Rote Laterne für d'Ambrosio - macht aber nichts
Buemi blieb zehn Minuten vor dem Session-Ende auf der Strecke liegen. Allzu schlimm kann es aber nicht gewesen sein, denn der 22-Jährige zeigte sich nach seinem ersten Test in Jerez zufrieden: "Das Team hat in der Entwicklung des Autos gute Arbeit geleistet, seit ich das letzte Mal in Valencia gefahren bin. Es bringt noch nichts, über die Performance zu sprechen, weil wir immer noch damit beschäftigt sind, alles zu verstehen."

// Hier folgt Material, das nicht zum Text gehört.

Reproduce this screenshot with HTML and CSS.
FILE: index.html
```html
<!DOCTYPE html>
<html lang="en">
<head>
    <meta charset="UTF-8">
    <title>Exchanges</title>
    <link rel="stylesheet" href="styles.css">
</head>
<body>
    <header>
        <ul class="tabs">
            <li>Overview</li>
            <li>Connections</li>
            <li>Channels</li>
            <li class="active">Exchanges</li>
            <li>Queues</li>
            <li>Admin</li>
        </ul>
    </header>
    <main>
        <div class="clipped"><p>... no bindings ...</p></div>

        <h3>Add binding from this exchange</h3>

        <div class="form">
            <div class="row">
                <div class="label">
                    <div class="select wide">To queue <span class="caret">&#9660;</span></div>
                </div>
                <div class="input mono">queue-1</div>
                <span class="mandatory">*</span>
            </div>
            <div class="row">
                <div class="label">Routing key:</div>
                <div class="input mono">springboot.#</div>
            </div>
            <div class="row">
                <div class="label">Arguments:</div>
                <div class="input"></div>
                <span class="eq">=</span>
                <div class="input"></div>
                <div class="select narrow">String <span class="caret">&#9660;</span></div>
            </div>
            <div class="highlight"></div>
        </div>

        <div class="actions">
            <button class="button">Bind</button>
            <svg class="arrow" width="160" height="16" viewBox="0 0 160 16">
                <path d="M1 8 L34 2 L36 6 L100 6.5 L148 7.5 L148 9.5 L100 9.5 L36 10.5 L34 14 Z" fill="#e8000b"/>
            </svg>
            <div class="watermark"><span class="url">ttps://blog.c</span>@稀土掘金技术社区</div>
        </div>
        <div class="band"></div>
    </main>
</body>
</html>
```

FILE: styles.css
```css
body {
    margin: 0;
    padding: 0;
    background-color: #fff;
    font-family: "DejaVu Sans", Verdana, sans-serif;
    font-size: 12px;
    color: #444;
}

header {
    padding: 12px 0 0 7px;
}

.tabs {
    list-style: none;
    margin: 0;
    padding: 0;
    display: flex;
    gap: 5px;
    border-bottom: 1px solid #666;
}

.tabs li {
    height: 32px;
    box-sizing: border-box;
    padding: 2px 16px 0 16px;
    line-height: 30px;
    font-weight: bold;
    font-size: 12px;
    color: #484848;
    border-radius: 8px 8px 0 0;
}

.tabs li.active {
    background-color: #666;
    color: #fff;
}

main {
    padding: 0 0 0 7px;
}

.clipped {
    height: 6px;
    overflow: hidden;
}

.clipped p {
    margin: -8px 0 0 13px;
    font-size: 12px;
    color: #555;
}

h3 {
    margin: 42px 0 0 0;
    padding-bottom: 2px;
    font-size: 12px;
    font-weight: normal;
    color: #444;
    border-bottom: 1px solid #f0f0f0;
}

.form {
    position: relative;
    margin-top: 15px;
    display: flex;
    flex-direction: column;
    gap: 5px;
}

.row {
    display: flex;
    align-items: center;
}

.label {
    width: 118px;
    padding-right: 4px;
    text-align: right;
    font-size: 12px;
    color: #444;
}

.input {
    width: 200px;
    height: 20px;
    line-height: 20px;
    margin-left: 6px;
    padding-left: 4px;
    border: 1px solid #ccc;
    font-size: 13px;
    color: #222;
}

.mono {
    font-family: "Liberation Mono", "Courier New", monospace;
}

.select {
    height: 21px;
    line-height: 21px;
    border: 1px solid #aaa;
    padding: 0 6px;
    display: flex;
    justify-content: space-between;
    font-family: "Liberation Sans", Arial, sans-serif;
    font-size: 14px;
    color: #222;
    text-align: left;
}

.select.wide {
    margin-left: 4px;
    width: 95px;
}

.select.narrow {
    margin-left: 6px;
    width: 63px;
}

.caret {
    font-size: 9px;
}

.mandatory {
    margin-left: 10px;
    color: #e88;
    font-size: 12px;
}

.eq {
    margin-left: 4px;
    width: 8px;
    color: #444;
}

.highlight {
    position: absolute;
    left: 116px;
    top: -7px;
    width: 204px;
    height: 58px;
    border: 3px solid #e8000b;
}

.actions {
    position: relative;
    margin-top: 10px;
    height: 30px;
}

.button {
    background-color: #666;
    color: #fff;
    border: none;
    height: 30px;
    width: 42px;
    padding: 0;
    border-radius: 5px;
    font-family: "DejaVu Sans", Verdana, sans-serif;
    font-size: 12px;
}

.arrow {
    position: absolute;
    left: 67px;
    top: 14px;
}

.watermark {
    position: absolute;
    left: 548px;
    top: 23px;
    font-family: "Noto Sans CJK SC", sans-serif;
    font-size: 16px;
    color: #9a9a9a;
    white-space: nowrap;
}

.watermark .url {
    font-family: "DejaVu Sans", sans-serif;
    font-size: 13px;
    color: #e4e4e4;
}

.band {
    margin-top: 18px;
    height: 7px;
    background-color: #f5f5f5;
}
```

Die Rote Laterne sicherte sich Jerome d'Ambrosio. Nach 72 absolvierten Runden hatte der Virgin-Pilot mehr als fünf Sekunden Rückstand auf Heidfeld. Macht nichts, gute Laune hatte der F1-Debütant trotzdem: "Es ist fantastisch, endlich das neue Auto fahren zu können. Ich konnte viele Runden absolvieren und habe viel Zeit im Auto verbracht - darum ging es heute. Ich habe mich schnell an den MVR-02 gewöhnt und hoffe, dass wir morgen weitere wichtige Informationen sammeln können."